Magma bookshop in Covent Garden is always fascinating. I love the way that people will not stop making magazines for love — so many little magazines are done by people who will never make any money out of it, but everyone has got energy, whether it’s about cycling or conceptual art or sport. It’s amazingly creative. It’s counter-intuitive because people assume print is going out of relevance, but it’s not. And it is hard to beat Daunt Books’ travel bookshop in Marylebone High Street.


It was great to get to spend time with Ettore Sottsass who had this amazing ability, where half his brain was thinking about how you actually make things work, simply and well, and the other half was spent trying to make objects that bit the hand that fed them. They were meant to be questioning consumerism. There’s always a suspicion that designers are trying to persuade you to buy something you don’t need — and Sottsass had that suspicion, too. He had a much richer life than most designers do. He knew everybody from Picasso to Hemingway to bizarre billionaire Italian terrorists.  I do have at home the bright red Olivetti Valentine S portable typewriter that Sottsass designed in 1969 for young people at a cost they could afford. I’ll never use it again but it’s just comforting to have it there. A young person told me recently: “How amazing you don’t need a printer with a typewriter.”

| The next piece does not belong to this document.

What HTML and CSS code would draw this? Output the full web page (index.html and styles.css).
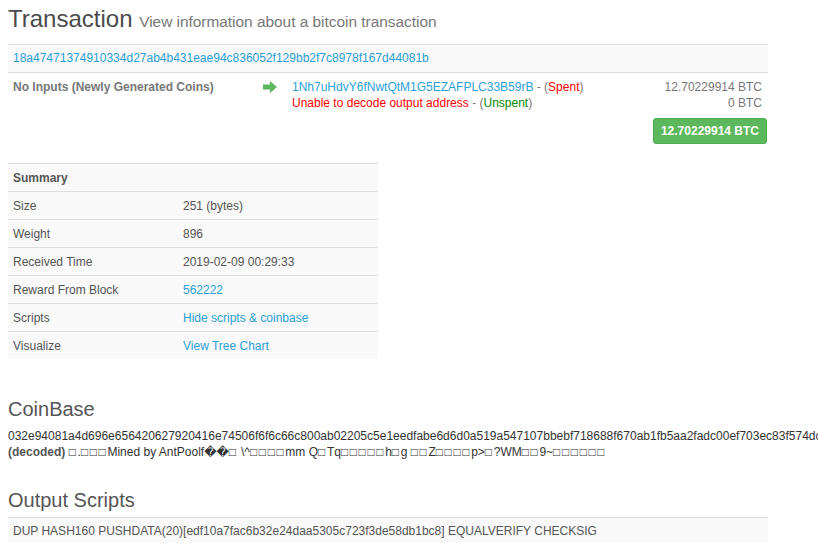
FILE: index.html
```html
<!DOCTYPE html>
<html>
<head>
<meta charset="utf-8">
<link rel="stylesheet" href="styles.css">
</head>
<body>
<div class="page">
  <h1 class="title">Transaction <small>View information about a bitcoin transaction</small></h1>

  <div class="hashbar"><a href="#">18a47471374910334d27ab4b431eae94c836052f129bb2f7c8978f167d44081b</a></div>

  <div class="io">
    <div class="inputs">No Inputs (Newly Generated Coins)</div>
    <div class="arrow">
      <svg width="14" height="12" viewBox="0 0 14 12"><path d="M0 3.5h7V0l7 6-7 6V8.5H0z" fill="#5cb85c"/></svg>
    </div>
    <div class="outputs">
      <div><a href="#">1Nh7uHdvY6fNwtQtM1G5EZAFPLC33B59rB</a> - (<span class="red">Spent</span>)</div>
      <div><span class="red">Unable to decode output address</span> - (<span class="green">Unspent</span>)</div>
    </div>
    <div class="amounts">
      <div>12.70229914 BTC</div>
      <div>0 BTC</div>
      <div class="btn">12.70229914 BTC</div>
    </div>
  </div>

  <table class="summary">
    <tr><th colspan="2">Summary</th></tr>
    <tr><td class="k">Size</td><td>251 (bytes)</td></tr>
    <tr><td class="k">Weight</td><td>896</td></tr>
    <tr><td class="k">Received Time</td><td>2019-02-09 00:29:33</td></tr>
    <tr><td class="k">Reward From Block</td><td><a href="#">562222</a></td></tr>
    <tr><td class="k">Scripts</td><td><a href="#">Hide scripts &amp; coinbase</a></td></tr>
    <tr><td class="k">Visualize</td><td><a href="#">View Tree Chart</a></td></tr>
  </table>

  <h3 class="section coinbase-h">CoinBase</h3>
  <div class="coinbase">
    <div class="hex">032e94081a4d696e656420627920416e74506f6f6c66c800ab02205c5e1eedfabe6d6d0a519a547107bbebf718688f670ab1fb5aa2fadc00ef703ec83f574dc</div>
    <div><b>(decoded)</b> <span class="nd">□</span>.<span class="nd">□□□</span>Mined by AntPoolf��<span class="nd">□</span> \^<span class="nd">□□□□</span>mm Q<span class="nd">□</span>Tq<span class="nd">□□□□□</span>h<span class="nd">□</span>g <span class="nd">□□</span>Z<span class="nd">□□□□</span>p&gt;<span class="nd">□</span>?WM<span class="nd">□□</span>9~<span class="nd">□□□□□□</span></div>
  </div>

  <h3 class="section">Output Scripts</h3>
  <div class="scriptbar">DUP HASH160 PUSHDATA(20)[edf10a7fac6b32e24daa5305c723f3de58db1bc8] EQUALVERIFY CHECKSIG</div>
</div>
</body>
</html>
```

FILE: styles.css
```css
html, body {
  margin: 0;
  padding: 0;
  background: #fff;
}
body {
  font-family: "Liberation Sans", Arial, "DejaVu Sans", sans-serif;
  font-size: 12px;
  line-height: 16px;
  color: #555;
  overflow: hidden;
}
a {
  color: #2a9fd6;
  text-decoration: none;
}
.page {
  padding: 0 8px;
  width: 760px;
}
.title {
  margin: 0;
  padding-top: 4px;
  font-weight: normal;
  font-size: 24px;
  line-height: 29px;
  color: #4a4a4a;
}
.title small {
  font-size: 15.4px;
  color: #777;
}
.hashbar {
  margin-top: 8px;
  height: 27px;
  line-height: 27px;
  padding-left: 5px;
  background: #f9f9f9;
  border-top: 1px solid #ddd;
  border-bottom: 1px solid #ddd;
}
.io {
  display: flex;
  padding: 6px 6px 0 5px;
  height: 72px;
}
.inputs {
  width: 250px;
  font-weight: bold;
  color: #777;
}
.arrow {
  width: 29px;
  padding-top: 2px;
}
.outputs {
  flex: 1;
  color: #777;
}
.red { color: #f00; }
.green { color: #080; }
.amounts {
  display: flex;
  flex-direction: column;
  align-items: flex-end;
  color: #777;
}
.btn {
  margin-top: 7px;
  margin-right: -5px;
  background: #5cb85c;
  border: 1px solid #4cae4c;
  border-radius: 3px;
  color: #fff;
  font-weight: bold;
  padding: 4px 7px;
  line-height: 16px;
}
.summary {
  margin-top: 12px;
  width: 370px;
  border-collapse: collapse;
}
.summary th, .summary td {
  background: #f9f9f9;
  border-top: 1px solid #ddd;
  height: 27px;
  padding: 0 5px;
  text-align: left;
  vertical-align: middle;
}
.summary th {
  color: #555;
}
.summary td.k {
  width: 160px;
}
.section {
  margin: 0;
  font-weight: normal;
  font-size: 20px;
  line-height: 24px;
  color: #555;
}
.coinbase-h {
  margin-top: 38px;
}
.coinbase {
  margin-top: 7px;
  white-space: nowrap;
  color: #333;
}
.coinbase b { color: #555; }
.nd { letter-spacing: 1.6px; }
.section + .scriptbar { margin-top: 5px; }
.coinbase + .section { margin-top: 28px; }
.scriptbar {
  height: 27px;
  line-height: 27px;
  padding-left: 5px;
  background: #f9f9f9;
  border-top: 1px solid #ddd;
  color: #555;
}
```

Just my type: the Olivetti Valentine S typewriter, by Ettore Sottsass


I picked up a book the other day which asks a dozen museum curators from around the world to name their favourite museum that was not their own, and half of them named Sir John Soane’s Museum. It is the Desert Island Discs choice.

I think Tate Britain is the unloved, but actually much more attractive experience than Tate Modern. The pressure of visitor numbers is not actually making the Tate or the British Museum particularly wonderful places to go. And Tate Britain has become rather a civilised place.

Civilised: Sudjic says Tate Britain is more appealing than Tate Modern


I enjoy going to the Gagosian King’s Cross gallery. They have done amazing shows on Richard Serra and James Turrell, and I am really sad that their customers feel it is too far-flung, so they are now opening up a giant place in Mayfair.


I always love the river and there are still bits of the Thames where you can see the water. It’s got such a fantastic light, so walking from Pier Head in Wapping, although it has become surrounded by trendiness, there are still bits of it where you can actually get that sense. I have also found going to Stratford really interesting recently because that area is in such transition. You can now see what will soon become quite bleak high-rise apartment blocks, but at the moment they’re just a cluster, within sight of the Olympic Stadium, where there are four lift cores, each 40 floors high, which are the most amazing, slender things. It’s like Stonehenge in a way.


What I would really like is to bring Mies van der Rohe’s Farnsworth House to Regent’s Park.

Dream home: Sudjic would love to live in The Farnsworth House designed by Mies van der Rohe — if it could be transported from Illinois, US, to Regent’s Park




One of my favourite places to browse in is the National Film Theatre/BFI bookshop, it’s a great place to buy all the DVDs.

Though I do find the Southbank difficult. We’ve told ourselves for years that it’s a windswept, concrete wasteland and yet it is now overwhelmed by perhaps too many people. So you to have fight your way through pop-up Mexican restaurants to actually see a great Sixties building.

In the past 10 years, we thought London was a gentle place — mostly we are quite conservative and we don’t like skyscrapers.

But if you look out of the window from the Design Museum at Shad Thames, it’s utterly ruthless, the nearest thing to Shanghai in Europe, and it happened without anybody understanding what was going on.

High-rise London: skyscrapers give the city a “Dubai look”

When Ken Livingstone [London Mayor for two terms, 2000-2008] came to power, we assumed he was a populist leftie, but then he hadn’t done the deal with the City of London to say: “Right we’re going to become the world’s financial capital which will create jobs and attract people.”

And it’s true it is starting to grow in London again, but no one quite expected it had to look like Dubai in the process.